Data supplied:
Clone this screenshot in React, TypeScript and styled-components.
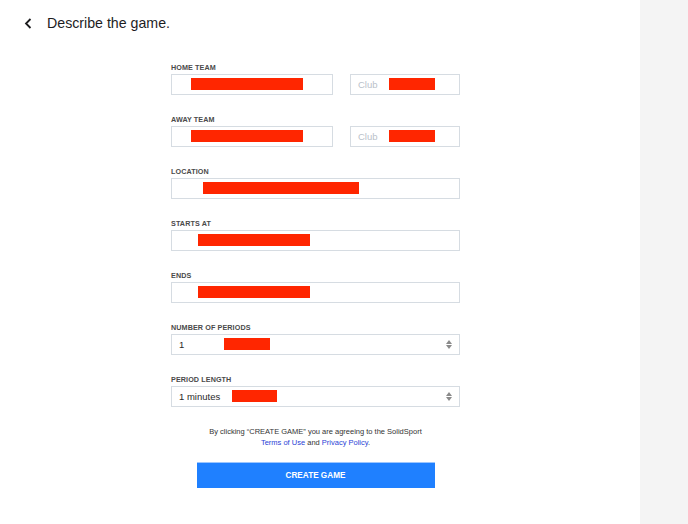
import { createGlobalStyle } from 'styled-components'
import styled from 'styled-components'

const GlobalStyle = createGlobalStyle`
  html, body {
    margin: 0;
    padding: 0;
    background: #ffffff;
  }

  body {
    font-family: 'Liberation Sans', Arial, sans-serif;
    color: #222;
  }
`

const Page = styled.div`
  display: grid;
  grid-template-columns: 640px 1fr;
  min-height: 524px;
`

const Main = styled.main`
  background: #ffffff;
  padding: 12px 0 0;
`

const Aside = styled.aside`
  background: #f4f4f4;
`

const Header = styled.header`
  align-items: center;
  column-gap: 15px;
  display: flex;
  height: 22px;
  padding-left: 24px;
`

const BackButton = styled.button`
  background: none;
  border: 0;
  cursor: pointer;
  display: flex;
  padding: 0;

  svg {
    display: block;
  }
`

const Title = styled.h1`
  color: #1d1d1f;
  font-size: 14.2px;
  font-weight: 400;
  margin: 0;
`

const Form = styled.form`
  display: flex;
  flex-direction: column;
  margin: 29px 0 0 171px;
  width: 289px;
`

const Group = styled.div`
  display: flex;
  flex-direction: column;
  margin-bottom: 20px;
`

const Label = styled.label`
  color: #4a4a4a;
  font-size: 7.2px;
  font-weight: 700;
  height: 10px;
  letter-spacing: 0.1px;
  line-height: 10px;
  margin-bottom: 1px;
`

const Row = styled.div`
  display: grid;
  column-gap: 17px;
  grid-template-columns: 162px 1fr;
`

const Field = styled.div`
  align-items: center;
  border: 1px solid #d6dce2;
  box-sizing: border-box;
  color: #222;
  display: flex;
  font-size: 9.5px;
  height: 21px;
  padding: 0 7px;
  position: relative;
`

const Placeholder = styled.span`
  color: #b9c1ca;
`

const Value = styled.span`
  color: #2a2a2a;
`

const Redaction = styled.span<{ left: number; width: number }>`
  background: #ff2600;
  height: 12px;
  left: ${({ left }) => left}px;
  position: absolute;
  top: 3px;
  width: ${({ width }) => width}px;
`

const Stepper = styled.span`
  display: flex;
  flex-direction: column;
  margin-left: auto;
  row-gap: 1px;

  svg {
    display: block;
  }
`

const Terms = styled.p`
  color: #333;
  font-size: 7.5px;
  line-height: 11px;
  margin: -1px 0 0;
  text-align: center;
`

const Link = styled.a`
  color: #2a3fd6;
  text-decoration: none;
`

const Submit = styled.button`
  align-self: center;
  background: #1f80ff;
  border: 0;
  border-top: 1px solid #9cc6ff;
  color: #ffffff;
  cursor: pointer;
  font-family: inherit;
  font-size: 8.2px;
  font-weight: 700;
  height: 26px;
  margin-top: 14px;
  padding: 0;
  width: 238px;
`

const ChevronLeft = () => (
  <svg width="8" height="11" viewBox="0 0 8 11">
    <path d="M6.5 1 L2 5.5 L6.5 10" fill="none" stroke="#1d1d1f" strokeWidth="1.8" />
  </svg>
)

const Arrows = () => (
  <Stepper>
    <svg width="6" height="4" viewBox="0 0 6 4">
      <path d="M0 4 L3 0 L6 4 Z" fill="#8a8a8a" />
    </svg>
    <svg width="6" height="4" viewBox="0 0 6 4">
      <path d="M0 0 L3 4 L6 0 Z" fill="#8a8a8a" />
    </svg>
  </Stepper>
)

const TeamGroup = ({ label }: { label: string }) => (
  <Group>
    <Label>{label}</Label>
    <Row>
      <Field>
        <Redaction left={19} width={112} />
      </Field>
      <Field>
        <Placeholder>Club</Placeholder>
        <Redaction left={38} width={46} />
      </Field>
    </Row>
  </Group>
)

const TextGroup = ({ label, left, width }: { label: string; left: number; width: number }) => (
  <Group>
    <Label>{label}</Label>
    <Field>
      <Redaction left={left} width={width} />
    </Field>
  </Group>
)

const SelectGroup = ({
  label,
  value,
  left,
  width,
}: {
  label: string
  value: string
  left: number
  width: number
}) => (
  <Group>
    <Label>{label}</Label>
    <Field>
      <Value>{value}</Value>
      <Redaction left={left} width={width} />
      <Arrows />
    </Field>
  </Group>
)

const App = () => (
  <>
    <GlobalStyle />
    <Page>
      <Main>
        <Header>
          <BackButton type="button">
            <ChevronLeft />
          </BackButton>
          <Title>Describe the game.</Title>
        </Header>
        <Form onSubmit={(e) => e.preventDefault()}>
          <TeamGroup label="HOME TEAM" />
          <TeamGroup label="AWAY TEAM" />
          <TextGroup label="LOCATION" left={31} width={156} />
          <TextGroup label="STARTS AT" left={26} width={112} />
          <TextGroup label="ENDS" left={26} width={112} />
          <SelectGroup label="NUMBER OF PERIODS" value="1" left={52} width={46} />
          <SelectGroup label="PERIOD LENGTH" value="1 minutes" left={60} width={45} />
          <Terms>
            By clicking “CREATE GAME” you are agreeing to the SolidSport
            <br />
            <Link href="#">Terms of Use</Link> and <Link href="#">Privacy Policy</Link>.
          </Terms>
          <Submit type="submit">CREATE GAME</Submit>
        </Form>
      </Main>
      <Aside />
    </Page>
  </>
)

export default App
...
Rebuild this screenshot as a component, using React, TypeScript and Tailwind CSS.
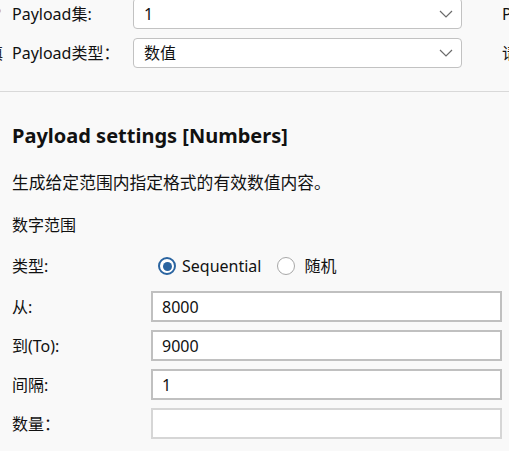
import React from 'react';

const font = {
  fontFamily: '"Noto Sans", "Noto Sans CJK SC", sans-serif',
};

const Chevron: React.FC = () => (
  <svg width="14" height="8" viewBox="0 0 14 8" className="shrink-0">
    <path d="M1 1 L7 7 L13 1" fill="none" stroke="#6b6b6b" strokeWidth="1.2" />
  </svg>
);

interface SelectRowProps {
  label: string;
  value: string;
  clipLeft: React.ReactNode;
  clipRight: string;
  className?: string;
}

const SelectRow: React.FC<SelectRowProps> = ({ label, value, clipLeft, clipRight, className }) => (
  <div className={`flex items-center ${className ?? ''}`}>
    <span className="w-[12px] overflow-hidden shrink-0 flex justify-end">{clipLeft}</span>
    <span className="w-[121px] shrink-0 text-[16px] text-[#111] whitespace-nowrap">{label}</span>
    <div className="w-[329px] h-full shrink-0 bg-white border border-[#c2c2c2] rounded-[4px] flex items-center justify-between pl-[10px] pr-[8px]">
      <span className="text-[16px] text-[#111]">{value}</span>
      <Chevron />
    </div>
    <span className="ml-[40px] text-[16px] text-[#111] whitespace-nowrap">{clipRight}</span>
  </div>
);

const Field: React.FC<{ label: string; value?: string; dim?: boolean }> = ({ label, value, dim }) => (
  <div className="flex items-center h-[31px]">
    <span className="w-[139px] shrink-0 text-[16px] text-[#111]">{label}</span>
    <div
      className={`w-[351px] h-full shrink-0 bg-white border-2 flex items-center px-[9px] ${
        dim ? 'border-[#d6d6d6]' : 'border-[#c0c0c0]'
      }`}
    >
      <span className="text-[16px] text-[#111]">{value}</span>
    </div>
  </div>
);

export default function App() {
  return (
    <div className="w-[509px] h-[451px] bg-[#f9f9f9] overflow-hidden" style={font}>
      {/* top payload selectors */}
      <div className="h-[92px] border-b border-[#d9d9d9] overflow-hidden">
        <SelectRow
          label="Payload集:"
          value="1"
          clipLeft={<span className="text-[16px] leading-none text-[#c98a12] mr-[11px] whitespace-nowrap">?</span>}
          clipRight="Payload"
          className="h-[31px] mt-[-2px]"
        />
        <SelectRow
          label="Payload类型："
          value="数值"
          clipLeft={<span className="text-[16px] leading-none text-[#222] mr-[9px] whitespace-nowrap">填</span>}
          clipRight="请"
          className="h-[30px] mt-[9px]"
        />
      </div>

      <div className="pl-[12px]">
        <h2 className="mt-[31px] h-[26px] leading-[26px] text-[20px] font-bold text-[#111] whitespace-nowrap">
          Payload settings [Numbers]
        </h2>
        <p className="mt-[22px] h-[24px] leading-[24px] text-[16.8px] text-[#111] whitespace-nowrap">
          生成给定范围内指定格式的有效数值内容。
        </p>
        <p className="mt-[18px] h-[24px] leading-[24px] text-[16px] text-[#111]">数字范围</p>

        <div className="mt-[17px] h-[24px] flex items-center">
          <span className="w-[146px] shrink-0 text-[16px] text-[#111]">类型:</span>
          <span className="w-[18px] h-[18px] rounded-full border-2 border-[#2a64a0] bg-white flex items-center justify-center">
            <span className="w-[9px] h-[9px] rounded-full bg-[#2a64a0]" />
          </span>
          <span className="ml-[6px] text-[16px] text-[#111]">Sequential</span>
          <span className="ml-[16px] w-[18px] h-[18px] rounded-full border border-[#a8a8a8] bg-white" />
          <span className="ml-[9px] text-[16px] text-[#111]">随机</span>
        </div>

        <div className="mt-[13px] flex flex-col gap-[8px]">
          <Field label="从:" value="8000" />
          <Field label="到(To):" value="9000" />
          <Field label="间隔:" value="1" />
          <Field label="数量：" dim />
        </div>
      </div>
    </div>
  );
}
* * *
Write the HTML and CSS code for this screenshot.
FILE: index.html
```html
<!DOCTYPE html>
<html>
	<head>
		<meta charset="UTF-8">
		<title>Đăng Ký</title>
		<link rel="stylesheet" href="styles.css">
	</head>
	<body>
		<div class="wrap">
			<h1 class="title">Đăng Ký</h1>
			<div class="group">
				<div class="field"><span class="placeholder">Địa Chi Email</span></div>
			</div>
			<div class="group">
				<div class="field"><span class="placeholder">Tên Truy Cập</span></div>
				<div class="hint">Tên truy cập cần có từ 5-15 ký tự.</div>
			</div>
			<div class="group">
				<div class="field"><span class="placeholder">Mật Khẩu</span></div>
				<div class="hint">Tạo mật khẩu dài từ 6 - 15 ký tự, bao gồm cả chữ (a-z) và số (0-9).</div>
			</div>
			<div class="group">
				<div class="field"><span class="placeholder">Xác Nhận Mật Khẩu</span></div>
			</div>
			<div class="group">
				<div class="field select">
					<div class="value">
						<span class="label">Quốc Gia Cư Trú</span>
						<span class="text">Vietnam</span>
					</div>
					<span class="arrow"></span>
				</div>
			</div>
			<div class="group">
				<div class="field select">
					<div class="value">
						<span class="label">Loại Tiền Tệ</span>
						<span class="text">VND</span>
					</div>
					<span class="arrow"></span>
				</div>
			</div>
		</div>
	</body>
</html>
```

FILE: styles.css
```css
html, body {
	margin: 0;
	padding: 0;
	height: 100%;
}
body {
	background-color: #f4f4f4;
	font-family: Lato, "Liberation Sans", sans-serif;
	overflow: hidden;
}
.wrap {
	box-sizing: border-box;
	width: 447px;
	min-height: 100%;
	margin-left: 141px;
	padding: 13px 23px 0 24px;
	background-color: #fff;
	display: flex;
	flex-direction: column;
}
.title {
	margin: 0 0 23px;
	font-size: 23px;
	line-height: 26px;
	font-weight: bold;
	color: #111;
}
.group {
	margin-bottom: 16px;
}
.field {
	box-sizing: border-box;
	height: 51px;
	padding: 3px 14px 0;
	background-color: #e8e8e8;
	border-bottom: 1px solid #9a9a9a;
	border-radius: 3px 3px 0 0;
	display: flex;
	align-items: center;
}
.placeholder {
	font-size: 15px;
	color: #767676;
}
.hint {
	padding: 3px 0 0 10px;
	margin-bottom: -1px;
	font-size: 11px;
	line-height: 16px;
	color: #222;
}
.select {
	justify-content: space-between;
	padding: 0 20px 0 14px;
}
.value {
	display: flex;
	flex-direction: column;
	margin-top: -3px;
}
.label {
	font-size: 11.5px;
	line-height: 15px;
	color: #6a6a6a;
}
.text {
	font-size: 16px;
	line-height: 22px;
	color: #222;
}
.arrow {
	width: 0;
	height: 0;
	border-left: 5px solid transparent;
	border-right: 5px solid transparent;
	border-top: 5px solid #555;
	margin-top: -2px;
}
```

Problem description:
What's needed is an exact copy of the lines above from the one with "Clone this screenshot" through the one with "row-gap: 1px;", both included; the pictures stay out.

Exercise answer:
Clone this screenshot in React, TypeScript and styled-components.
import { createGlobalStyle } from 'styled-components'
import styled from 'styled-components'

const GlobalStyle = createGlobalStyle`
  html, body {
    margin: 0;
    padding: 0;
    background: #ffffff;
  }

  body {
    font-family: 'Liberation Sans', Arial, sans-serif;
    color: #222;
  }
`

const Page = styled.div`
  display: grid;
  grid-template-columns: 640px 1fr;
  min-height: 524px;
`

const Main = styled.main`
  background: #ffffff;
  padding: 12px 0 0;
`

const Aside = styled.aside`
  background: #f4f4f4;
`

const Header = styled.header`
  align-items: center;
  column-gap: 15px;
  display: flex;
  height: 22px;
  padding-left: 24px;
`

const BackButton = styled.button`
  background: none;
  border: 0;
  cursor: pointer;
  display: flex;
  padding: 0;

  svg {
    display: block;
  }
`

const Title = styled.h1`
  color: #1d1d1f;
  font-size: 14.2px;
  font-weight: 400;
  margin: 0;
`

const Form = styled.form`
  display: flex;
  flex-direction: column;
  margin: 29px 0 0 171px;
  width: 289px;
`

const Group = styled.div`
  display: flex;
  flex-direction: column;
  margin-bottom: 20px;
`

const Label = styled.label`
  color: #4a4a4a;
  font-size: 7.2px;
  font-weight: 700;
  height: 10px;
  letter-spacing: 0.1px;
  line-height: 10px;
  margin-bottom: 1px;
`

const Row = styled.div`
  display: grid;
  column-gap: 17px;
  grid-template-columns: 162px 1fr;
`

const Field = styled.div`
  align-items: center;
  border: 1px solid #d6dce2;
  box-sizing: border-box;
  color: #222;
  display: flex;
  font-size: 9.5px;
  height: 21px;
  padding: 0 7px;
  position: relative;
`

const Placeholder = styled.span`
  color: #b9c1ca;
`

const Value = styled.span`
  color: #2a2a2a;
`

const Redaction = styled.span<{ left: number; width: number }>`
  background: #ff2600;
  height: 12px;
  left: ${({ left }) => left}px;
  position: absolute;
  top: 3px;
  width: ${({ width }) => width}px;
`

const Stepper = styled.span`
  display: flex;
  flex-direction: column;
  margin-left: auto;
  row-gap: 1px;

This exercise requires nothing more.